Warkah al-Basyar Vol. VI. Edisi 22 th. 2007
Suatu ketika, saya berkunjung ke beberapa ustadz di kampung. Saya mendapati suasana yang memprihatinkan, di mana gedung-gedung sekolah dan madrasah terlihat rapuh, bahkan beberapa diantaranya ambruk. Setelah ngobrol-ngobrol, saya jadi tahu bahwa di sana angka pengangguran begitu tinggi, anak terlantar, baik karena yatim-piatu atau karena yang lain, juga tidak sedikit jumlahnya. Perekonomian pedesaaan pun bertumpu pada pertanian, perdagangan tradisional dan kebanyakan penduduknya, kerja serabutan. Sampai di sini perasaan saya hanya terenyuh, seperti biasanya ketika mendengar penderitaan rakyat, memang kita hanya bisa terenyuh.
Tetapi ketika dikabari bahwa di desa itu tiap tahun selalu ada, bahkan banyak yang berangkat haji ke Baitullah, baru saya kaget. Kok? Sejauh yang saya tahu ibadah haji memang hukumnya wajib dilaksanakan, tetapi tentu bagi yang mampu (man istatha’a ilaihi sabila). Jadi jika di satu desa banyak yang berhaji, tentu tingkat ekonomi penduduk juga tidak dapat dikatakan lemah sama sekali. Tetapi kenapa madrasah, masjid, tetap memprihatinkan? Kenapa di sana masih banyak pengangguran? Kenapa di sana masih banyak anak terlantar dan putus sekolah?
Niat Haji: Ibadah Atau….
Setiap muslim yang menunaikan ibadah haji, pasti mendambakan dirinya meraih predikat haji mabrur, yaitu ibadah haji yang diterima Allah swt, dan dampak positifnya dapat dilihat pada perbaikan ‘amal, baik secara individual maupun sosial. Dan tentu setiap yang berhaji tidak berharap bahwa hajinya adalah ibadah yang ditolak dan tidak berdampak positif (haji mardud).

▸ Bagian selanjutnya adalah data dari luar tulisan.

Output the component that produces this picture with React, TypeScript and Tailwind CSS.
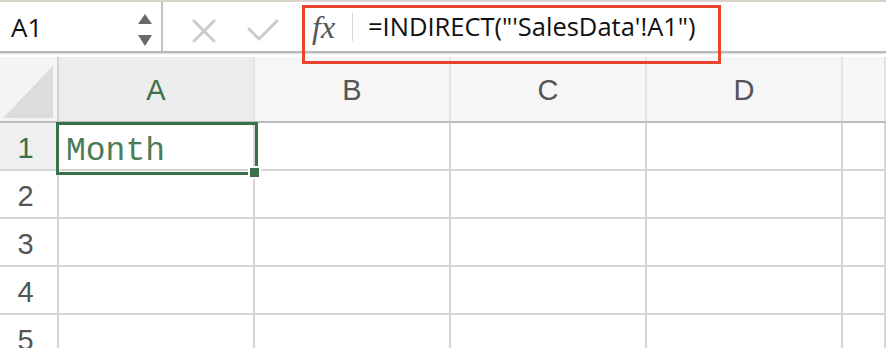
import React from 'react';

const COLS = ['A', 'B', 'C', 'D', ''];
const ROWS = [1, 2, 3, 4, 5];

const gridCols = 'grid grid-cols-[59px_196px_196px_196px_196px_1fr]';

const FormulaBar: React.FC = () => (
    <div className="flex h-[51px] border-b-2 border-[#b9b9b9] bg-white">
        {/* Name box */}
        <div className="relative w-[163px] border-r-2 border-[#c4c4c4] flex items-center">
            <span className="ml-[11px] mt-[1px] text-[26px] leading-none text-[#111] font-['Open_Sans']">A1</span>
            <svg className="absolute left-[137px] top-[11px]" width="16" height="34" viewBox="0 0 16 34">
                <polygon points="8,1 15,11 1,11" fill="#6a6a6a" />
                <polygon points="1,22 15,22 8,33" fill="#6a6a6a" />
            </svg>
        </div>

        {/* Cancel / enter */}
        <div className="relative w-[139px]">
            <svg className="absolute left-[28px] top-[16px]" width="26" height="26" viewBox="0 0 26 26">
                <path d="M3 3 L23 23 M23 3 L3 23" stroke="#cbcbcb" strokeWidth="3" strokeLinecap="round" />
            </svg>
            <svg className="absolute left-[84px] top-[16px]" width="32" height="26" viewBox="0 0 32 26">
                <path d="M2 11 L12 21 L30 3" stroke="#cbcbcb" strokeWidth="3" fill="none" strokeLinecap="round" strokeLinejoin="round" />
            </svg>
        </div>

        {/* fx + formula */}
        <div className="flex items-center flex-1">
            <span className="ml-[10px] w-[33px] text-[32px] leading-none italic text-[#555] font-['Liberation_Serif']">fx</span>
            <div className="ml-[7px] w-[1px] h-[28px] bg-[#d6d6d6]" />
            <span className="ml-[15px] text-[25.5px] leading-none text-[#111] font-['Open_Sans'] whitespace-pre">
                =INDIRECT("'SalesData'!A1")
            </span>
        </div>
    </div>
);

const App: React.FC = () => {
    return (
        <div className="relative w-[886px] h-[348px] overflow-hidden bg-white font-['Open_Sans']">
            <div className="h-[2px] bg-[#d8d4cc]" />
            <FormulaBar />
            <div className="h-[1px] bg-[#dedede]" />
            <div className="h-[3px] bg-white" />

            {/* Column headers */}
            <div className={`${gridCols} h-[66px] border-b-2 border-[#bdbdbd]`}>
                <div className="relative bg-[#f4f4f4] border-r-2 border-[#d2d2d2]">
                    <svg className="absolute left-0 top-0" width="59" height="64" viewBox="0 0 59 64">
                        <polygon points="53,9 53,61 3,61" fill="#dcdcdc" />
                    </svg>
                </div>
                {COLS.map((c, i) => (
                    <div
                        key={i}
                        className={`flex items-center justify-center pt-[3px] text-[29px] leading-none font-['Liberation_Sans'] border-r-2 border-[#e3e3e3] ${i === 0 ? 'bg-[#ececec] text-[#3b7148]' : 'bg-[#f6f6f6] text-[#555]'}`}
                    >
                        {c}
                    </div>
                ))}
            </div>

            {/* Rows */}
            {ROWS.map((r) => (
                <div key={r} className={`${gridCols} h-[48px]`}>
                    <div className={`flex items-center justify-center pt-[5px] pr-[6px] text-[29px] leading-none font-['Liberation_Sans'] border-r-2 border-b-2 border-[#d6d6d6] ${r === 1 ? 'bg-[#efefef] text-[#3b7148]' : 'bg-white text-[#555]'}`}>
                        {r}
                    </div>
                    {COLS.map((_, i) => (
                        <div key={i} className="border-r-2 border-b-2 border-[#d6d6d6] bg-white" />
                    ))}
                </div>
            ))}

            {/* Active cell A1 */}
            <div className="absolute left-[56px] top-[122px] w-[202px] h-[53px] border-[3px] border-[#3b7148] flex items-center">
                <span className="ml-[7px] mt-[5px] text-[33px] leading-none text-[#4b7c57] font-['Liberation_Mono']">Month</span>
            </div>
            <div className="absolute left-[248px] top-[166px] w-[13px] h-[13px] border-2 border-white bg-[#3b7148]" />

            {/* Highlight around formula */}
            <div className="absolute left-[302px] top-[5px] w-[419px] h-[59px] border-[3px] border-[#e8432d]" />
        </div>
    );
};

export default App;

Ibadah haji merupakan panggilan Tuhan terhadap orang yang telah mempunyai kesadaran spiritual-religius. Ironisnya, banyak orang yang menunaikan ibadah haji berkali-kali, padahal masyarakat di sekitarnya banyak yang hidup dalam kemiskinan, kurangnya mendapatkan pendidikan dan kesehatan yang layak.
Memang, tidak sedikit umat Islam yang melaksanakan ibadah haji bukan semata-mata sebagai kesadaran perintah Tuhan, tetapi demi kepentingan-kepentingan duniawi: seperti status sosial, membangun citra agamis, hingga untuk meraup kekayaan. Ada politisi pergi ke Tanah Suci untuk memperbaiki moralitas politiknya. Tokoh agama ke Tanah Suci untuk mendongkrak kewibawaannya. Selebriti ke Tanah Suci untuk menghapus citra hedonis dan keglamoran hidupnya. Bahkan ada juga yang ke Tanah Suci untuk berbisnis.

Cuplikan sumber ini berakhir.